Early on, the speakers explained, burnout was thought to relate to the stresses of training, which is no more true than the notion that physicians with burnout can heal themselves. This is a systemic problem with structural, institutional drivers, we learned, and resolution requires multidisciplinary collaboration. It’s everybody’s problem. All of us should be alert to signs of burnout in our practice communities; it can occur at any point in the professional lifespan and manifest in a variety of ways (most commonly exhaustion, cynicism, and reduced effectiveness). The CAP Board of Governors will talk about how we can help our members grow the skills to address this problem and bring this conversation to their institutions.

The Inspiration Stage featured three outstanding pathologists who make creative use of their skills.

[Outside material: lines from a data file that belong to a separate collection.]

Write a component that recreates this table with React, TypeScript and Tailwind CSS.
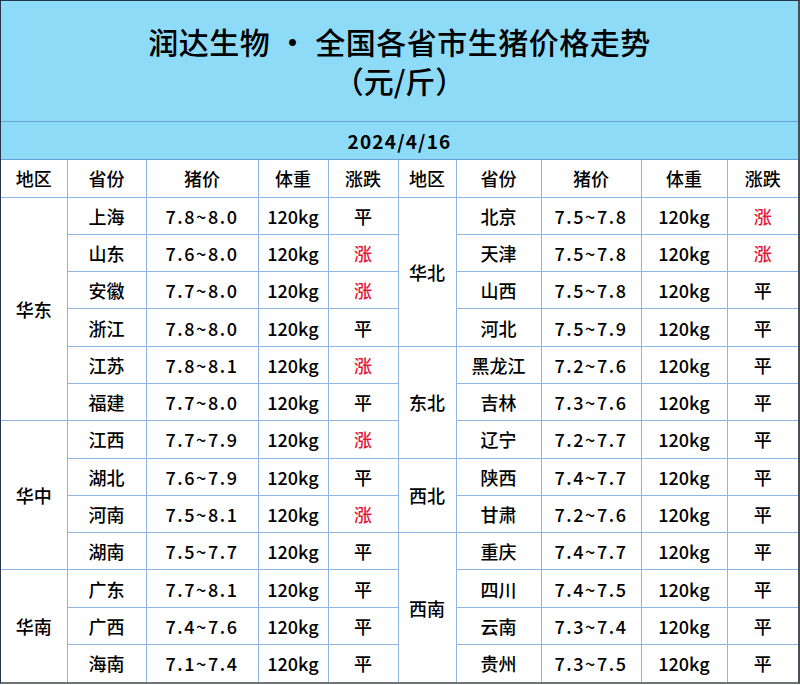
type Row = [string, string, string];
type Group = { region: string; rows: Row[] };

const left: Group[] = [
  {
    region: '华东',
    rows: [
      ['上海', '7.8~8.0', '平'],
      ['山东', '7.6~8.0', '涨'],
      ['安徽', '7.7~8.0', '涨'],
      ['浙江', '7.8~8.0', '平'],
      ['江苏', '7.8~8.1', '涨'],
      ['福建', '7.7~8.0', '平'],
    ],
  },
  {
    region: '华中',
    rows: [
      ['江西', '7.7~7.9', '涨'],
      ['湖北', '7.6~7.9', '平'],
      ['河南', '7.5~8.1', '涨'],
      ['湖南', '7.5~7.7', '平'],
    ],
  },
  {
    region: '华南',
    rows: [
      ['广东', '7.7~8.1', '平'],
      ['广西', '7.4~7.6', '平'],
      ['海南', '7.1~7.4', '平'],
    ],
  },
];

const right: Group[] = [
  {
    region: '华北',
    rows: [
      ['北京', '7.5~7.8', '涨'],
      ['天津', '7.5~7.8', '涨'],
      ['山西', '7.5~7.8', '平'],
      ['河北', '7.5~7.9', '平'],
    ],
  },
  {
    region: '东北',
    rows: [
      ['黑龙江', '7.2~7.6', '平'],
      ['吉林', '7.3~7.6', '平'],
      ['辽宁', '7.2~7.7', '平'],
    ],
  },
  {
    region: '西北',
    rows: [
      ['陕西', '7.4~7.7', '平'],
      ['甘肃', '7.2~7.6', '平'],
    ],
  },
  {
    region: '西南',
    rows: [
      ['重庆', '7.4~7.7', '平'],
      ['四川', '7.4~7.5', '平'],
      ['云南', '7.3~7.4', '平'],
      ['贵州', '7.3~7.5', '平'],
    ],
  },
];

type Flat = { region?: string; span: number; row: Row };

function flatten(groups: Group[]): Flat[] {
  const out: Flat[] = [];
  groups.forEach((g) => {
    g.rows.forEach((row, i) => {
      out.push({ region: i === 0 ? g.region : undefined, span: g.rows.length, row });
    });
  });
  return out;
}

const td = 'border border-[#8fb6e3] text-center align-middle';

function Cells({ item }: { item: Flat }) {
  const [prov, price, trend] = item.row;
  return (
    <>
      {item.region && (
        <td rowSpan={item.span} className={td}>
          {item.region}
        </td>
      )}
      <td className={td}>{prov}</td>
      <td className={`${td} tracking-[1.6px]`}>{price}</td>
      <td className={td}>120kg</td>
      <td className={`${td} ${trend === '涨' ? 'text-[#e4173d]' : ''}`}>{trend}</td>
    </>
  );
}

export default function App() {
  const l = flatten(left);
  const r = flatten(right);
  const heads = ['地区', '省份', '猪价', '体重', '涨跌', '地区', '省份', '猪价', '体重', '涨跌'];

  return (
    <div className="w-[800px] h-[685px] bg-white font-['Noto_Sans_CJK_SC',sans-serif] font-medium text-black">
      <div className="border-l border-t border-[#25354a] border-r-2 border-r-[#4a4f55] border-b-2 border-b-[#6f7378]">
        <table className="w-full table-fixed border-collapse border-hidden text-[18px] leading-none">
          <colgroup>
            <col className="w-[66px]" />
            <col className="w-[79px]" />
            <col className="w-[112px]" />
            <col className="w-[70px]" />
            <col className="w-[70px]" />
            <col className="w-[58px]" />
            <col className="w-[85px]" />
            <col className="w-[100px]" />
            <col className="w-[86px]" />
            <col className="w-[71px]" />
          </colgroup>
          <tbody>
            <tr className="h-[120px] bg-[#8edbf8]">
              <td colSpan={10} className="border-b border-[#6a9fd8] text-center [text-spacing-trim:space-all]">
                <div className="text-[30px] leading-[37px] tracking-[0.5px]">润达生物 · 全国各省市生猪价格走势</div>
                <div className="text-[30px] leading-[37px] mt-[2px]">（元/斤）</div>
              </td>
            </tr>
            <tr className="h-[38px] bg-[#8edbf8]">
              <td colSpan={10} className="border-b border-[#6a9fd8] text-center text-[19px] font-bold tracking-[1.2px]">
                2024/4/16
              </td>
            </tr>
            <tr className="h-[38px]">
              {heads.map((h, i) => (
                <td key={i} className={td}>
                  {h}
                </td>
              ))}
            </tr>
            {l.map((item, i) => (
              <tr key={i} className="h-[37.3px]">
                <Cells item={item} />
                <Cells item={r[i]} />
              </tr>
            ))}
          </tbody>
        </table>
      </div>
    </div>
  );
}
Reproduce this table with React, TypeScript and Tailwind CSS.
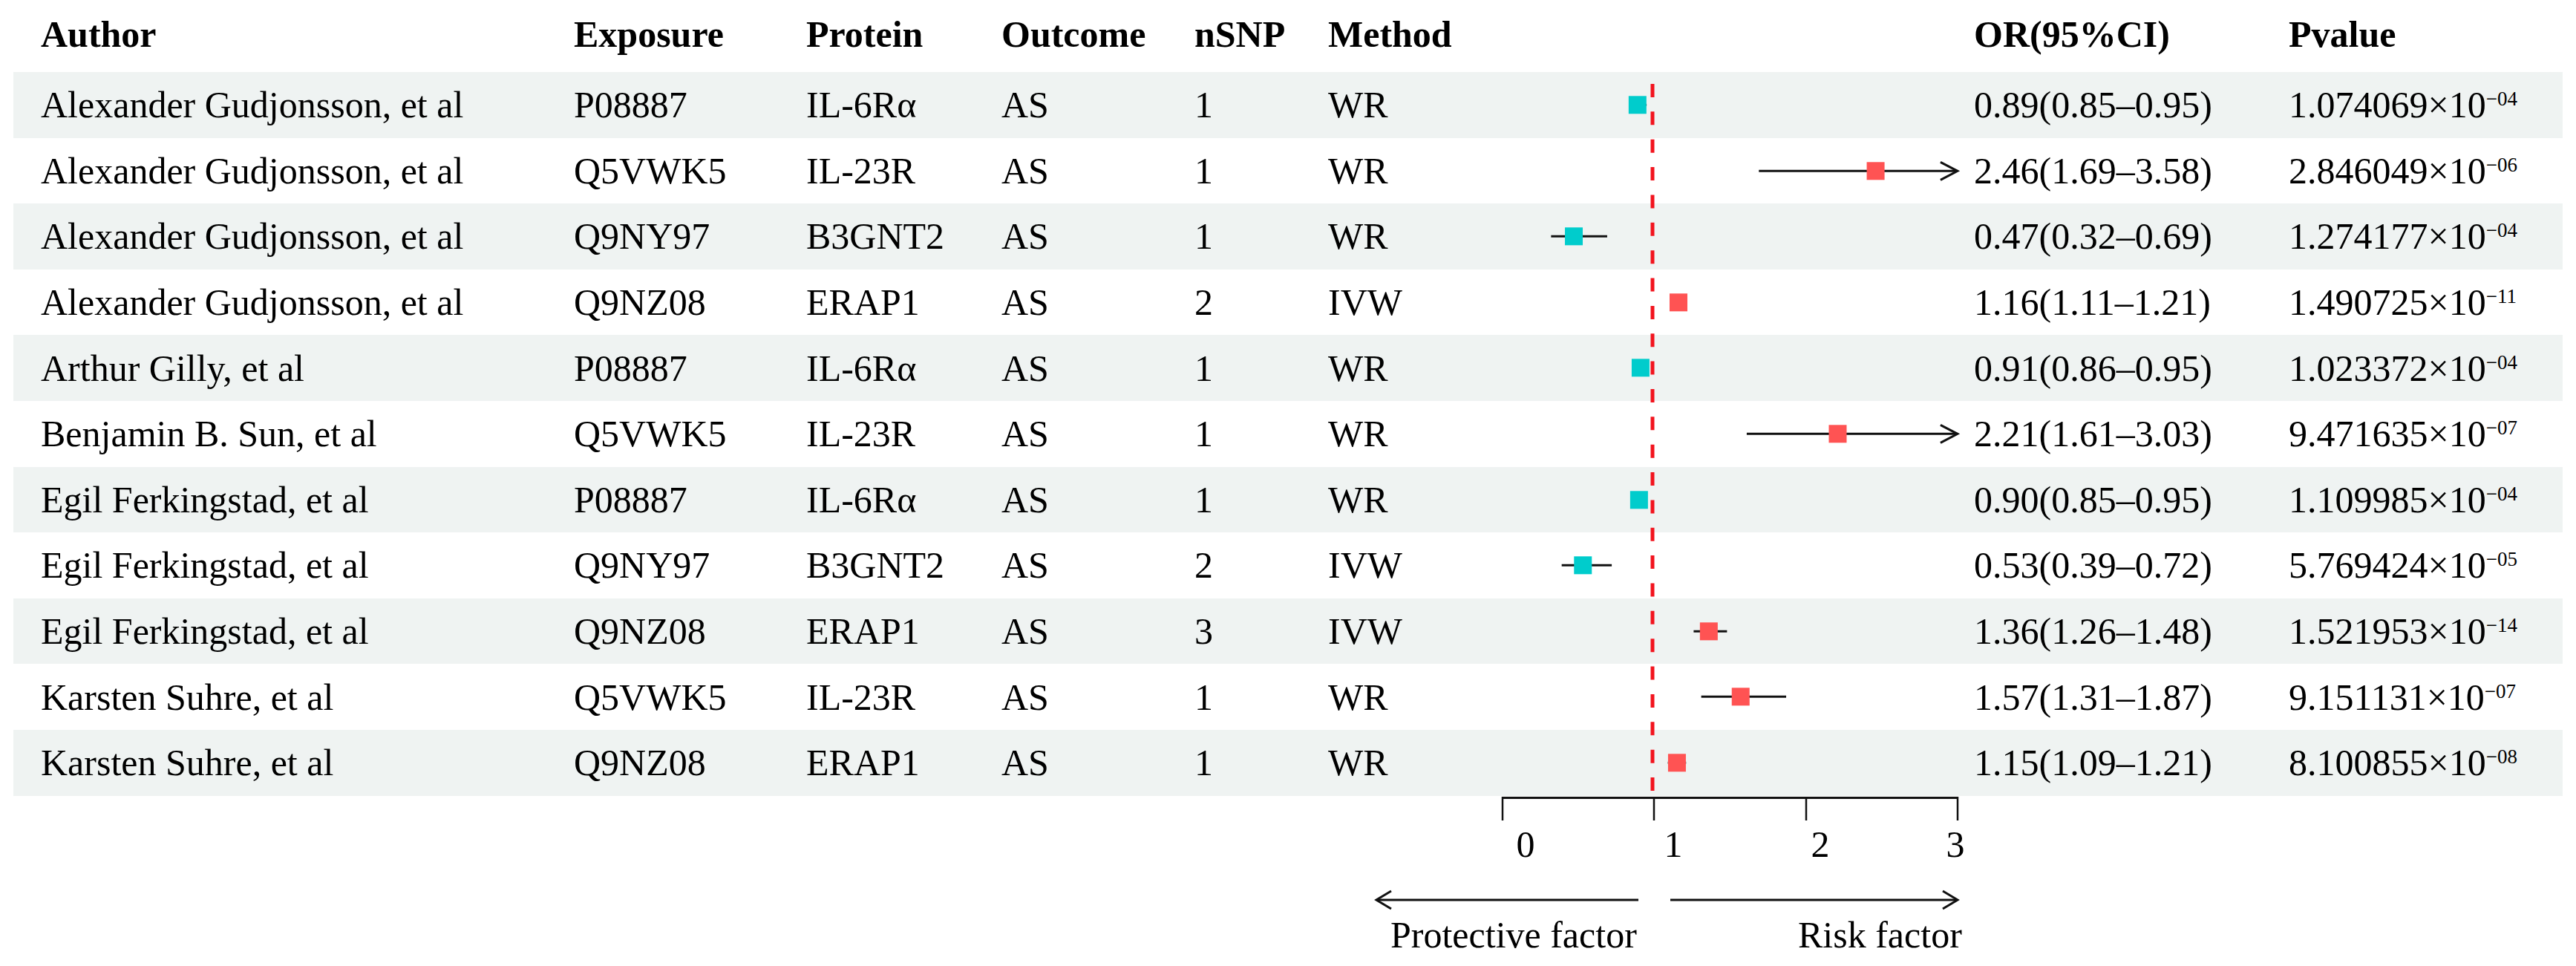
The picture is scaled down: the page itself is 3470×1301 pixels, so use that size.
import React from 'react';

type Row = {
  author: string;
  exposure: string;
  protein: string;
  outcome: string;
  nsnp: string;
  method: string;
  or: number;
  lo: number;
  hi: number;
  p: string;
  pexp: string;
};

const rows: Row[] = [
  { author: 'Alexander Gudjonsson, et al', exposure: 'P08887', protein: 'IL-6Rα', outcome: 'AS', nsnp: '1', method: 'WR', or: 0.89, lo: 0.85, hi: 0.95, p: '1.074069', pexp: '04' },
  { author: 'Alexander Gudjonsson, et al', exposure: 'Q5VWK5', protein: 'IL-23R', outcome: 'AS', nsnp: '1', method: 'WR', or: 2.46, lo: 1.69, hi: 3.58, p: '2.846049', pexp: '06' },
  { author: 'Alexander Gudjonsson, et al', exposure: 'Q9NY97', protein: 'B3GNT2', outcome: 'AS', nsnp: '1', method: 'WR', or: 0.47, lo: 0.32, hi: 0.69, p: '1.274177', pexp: '04' },
  { author: 'Alexander Gudjonsson, et al', exposure: 'Q9NZ08', protein: 'ERAP1', outcome: 'AS', nsnp: '2', method: 'IVW', or: 1.16, lo: 1.11, hi: 1.21, p: '1.490725', pexp: '11' },
  { author: 'Arthur Gilly, et al', exposure: 'P08887', protein: 'IL-6Rα', outcome: 'AS', nsnp: '1', method: 'WR', or: 0.91, lo: 0.86, hi: 0.95, p: '1.023372', pexp: '04' },
  { author: 'Benjamin B. Sun, et al', exposure: 'Q5VWK5', protein: 'IL-23R', outcome: 'AS', nsnp: '1', method: 'WR', or: 2.21, lo: 1.61, hi: 3.03, p: '9.471635', pexp: '07' },
  { author: 'Egil Ferkingstad, et al', exposure: 'P08887', protein: 'IL-6Rα', outcome: 'AS', nsnp: '1', method: 'WR', or: 0.9, lo: 0.85, hi: 0.95, p: '1.109985', pexp: '04' },
  { author: 'Egil Ferkingstad, et al', exposure: 'Q9NY97', protein: 'B3GNT2', outcome: 'AS', nsnp: '2', method: 'IVW', or: 0.53, lo: 0.39, hi: 0.72, p: '5.769424', pexp: '05' },
  { author: 'Egil Ferkingstad, et al', exposure: 'Q9NZ08', protein: 'ERAP1', outcome: 'AS', nsnp: '3', method: 'IVW', or: 1.36, lo: 1.26, hi: 1.48, p: '1.521953', pexp: '14' },
  { author: 'Karsten Suhre, et al', exposure: 'Q5VWK5', protein: 'IL-23R', outcome: 'AS', nsnp: '1', method: 'WR', or: 1.57, lo: 1.31, hi: 1.87, p: '9.151131', pexp: '07' },
  { author: 'Karsten Suhre, et al', exposure: 'Q9NZ08', protein: 'ERAP1', outcome: 'AS', nsnp: '1', method: 'WR', or: 1.15, lo: 1.09, hi: 1.21, p: '8.100855', pexp: '08' },
];

// plot column: 704px wide, value 0 sits 69px in, one unit = 204.3px
const X0 = 69;
const UNIT = 204.3;
const xOf = (v: number) => X0 + Math.min(v, 3) * UNIT;
const ROW_H = 88.6;

function CiMark({ or, lo, hi }: { or: number; lo: number; hi: number }) {
  const cy = ROW_H / 2;
  const x1 = xOf(lo);
  const x2 = xOf(hi);
  const xm = xOf(or);
  const fill = or < 1 ? '#00cccc' : '#ff5353';
  return (
    <svg width={704} height={ROW_H} className="block">
      <line x1={x1} x2={x2} y1={cy} y2={cy} stroke="#111" strokeWidth={3} />
      {hi > 3 && (
        <polyline
          points={`${x2 - 23},${cy - 12} ${x2},${cy} ${x2 - 23},${cy + 12}`}
          fill="none"
          stroke="#111"
          strokeWidth={3}
        />
      )}
      <rect x={xm - 12} y={cy - 12} width={24} height={24} fill={fill} />
    </svg>
  );
}

function Cells({ r }: { r: Row }) {
  return (
    <>
      <div className="w-[718px] shrink-0">{r.author}</div>
      <div className="w-[313px] shrink-0">{r.exposure}</div>
      <div className="w-[263px] shrink-0">{r.protein}</div>
      <div className="w-[260px] shrink-0">{r.outcome}</div>
      <div className="w-[180px] shrink-0">{r.nsnp}</div>
      <div className="w-[166px] shrink-0">{r.method}</div>
      <div className="w-[704px] shrink-0 self-stretch">
        <CiMark or={r.or} lo={r.lo} hi={r.hi} />
      </div>
      <div className="w-[424px] shrink-0">
        {r.or.toFixed(2)}({r.lo.toFixed(2)}–{r.hi.toFixed(2)})
      </div>
      <div className="flex-1">
        {r.p}×10<sup className="text-[27px] -top-4">−{r.pexp}</sup>
      </div>
    </>
  );
}

export default function App() {
  return (
    <div className="w-[3470px] h-[1301px] bg-white text-black font-['Liberation_Serif','Times_New_Roman',serif] text-[50px] leading-none">
      <div className="ml-[18px] w-[3434px]">
        <div className="flex items-center h-[97px] pl-[37px] pb-[5px] font-bold">
          <div className="w-[718px] shrink-0">Author</div>
          <div className="w-[313px] shrink-0">Exposure</div>
          <div className="w-[263px] shrink-0">Protein</div>
          <div className="w-[260px] shrink-0">Outcome</div>
          <div className="w-[180px] shrink-0">nSNP</div>
          <div className="w-[166px] shrink-0">Method</div>
          <div className="w-[704px] shrink-0" />
          <div className="w-[424px] shrink-0">OR(95%CI)</div>
          <div className="flex-1">Pvalue</div>
        </div>

        <div className="relative">
          {rows.map((r, i) => (
            <div
              key={i}
              className={`flex items-center h-[88.6px] pl-[37px] ${i % 2 === 0 ? 'bg-[#eff3f2]' : 'bg-white'}`}
            >
              <Cells r={r} />
            </div>
          ))}
          {/* reference line at OR = 1 */}
          <svg width={6} height={975} className="absolute left-[2205px] top-0">
            <line x1={3} x2={3} y1={16} y2={968} stroke="#f2141e" strokeWidth={5} strokeDasharray="18 19.36" />
          </svg>
        </div>

        <div className="ml-[1802px] w-[840px]">
          <svg width={840} height={155} className="block">
            <line x1={204} x2={817} y1={2.5} y2={2.5} stroke="#111" strokeWidth={3} />
            <line x1={204} x2={204} y1={1} y2={33} stroke="#111" strokeWidth={2.5} />
            <line x1={408} x2={408} y1={1} y2={33} stroke="#111" strokeWidth={2.5} />
            <line x1={613} x2={613} y1={1} y2={33} stroke="#111" strokeWidth={2.5} />
            <line x1={817} x2={817} y1={1} y2={33} stroke="#111" strokeWidth={2.5} />
            <g fontFamily="'Liberation Serif', serif" fontSize={50} textAnchor="middle" fill="#000">
              <text x={235} y={82}>0</text>
              <text x={434} y={82}>1</text>
              <text x={632} y={82}>2</text>
              <text x={814} y={82}>3</text>
            </g>
            <line x1={34} x2={387} y1={140} y2={140} stroke="#111" strokeWidth={3} />
            <polyline points="54,128 34,140 54,152" fill="none" stroke="#111" strokeWidth={3} />
            <line x1={430} x2={816} y1={140} y2={140} stroke="#111" strokeWidth={3} />
            <polyline points="797,128 817,140 797,152" fill="none" stroke="#111" strokeWidth={3} />
          </svg>
          <div className="flex mt-[7px] pl-[53px]">
            <div className="w-[549px] shrink-0">Protective factor</div>
            <div>Risk factor</div>
          </div>
        </div>
      </div>
    </div>
  );
}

Colleagues of Lija Joseph, MD, send cancer patients to her laboratory, where she sits with them at a multiheaded microscope and explains what they see. Crystal Moore, MD, PhD, who faced and overcame significant losses and burnout early in her career, now talks and publishes on health, wellness, and disease for patients and families, and she volunteers with the CAP Foundation See, Test & Treat program. And Barbarajean Magnani, PhD, MD, who makes time in a busy practice to care for patients with addictions, showed how that work adds depth and dimension to all she does as a clinical pathologist.

Britt-Marie Ljung, MD, who led the first CAP workshops on fine-needle aspiration technique, and has done pioneering work to bring the technology to clinics across Africa, gave an outstanding special plenary. Dr. Ljung traced the history and explained the underlying science. In a personal note, she confessed that her spouse jokes that she has “failed at retirement.”
At the Spotlight Event, Kevin Pho, MD (of the KevinMD blog), gave a fine introduction to social media. We are all on social media already via online physician rating services, Dr. Pho reminded us, which is why even a minimal presence online can give patients a more accurate, nuanced view of what their pathologists do.

The CAP18 Abstract Program featured more than 640 posters representing clinical research and case-based experiences within 25 different areas. Five CAP junior members were recognized for their research as part of the Top 5 Junior Member Abstract Program. At the Residents Forum meeting, talks, roundtables, and brainstorming breakouts produced an ambitious to-do list. Our newest colleagues are an intrepid, bright, and welcoming group.

For space reasons, I can’t fully report on the many well-deserved awards and must ask you to visit the website to read about them. Two that I will mention are Pathologist of the Year, presented to our immediate past president, Richard C. Friedberg, MD, PhD, and the CAP Staff Outstanding Achievement Award, presented to Bryce Gilmore, who has been a pillar of the CAP information services division for more than 40 years.

CAP19 will be held Sept. 21–25 at the Gaylord Palms in Orlando, Fla. Please join us.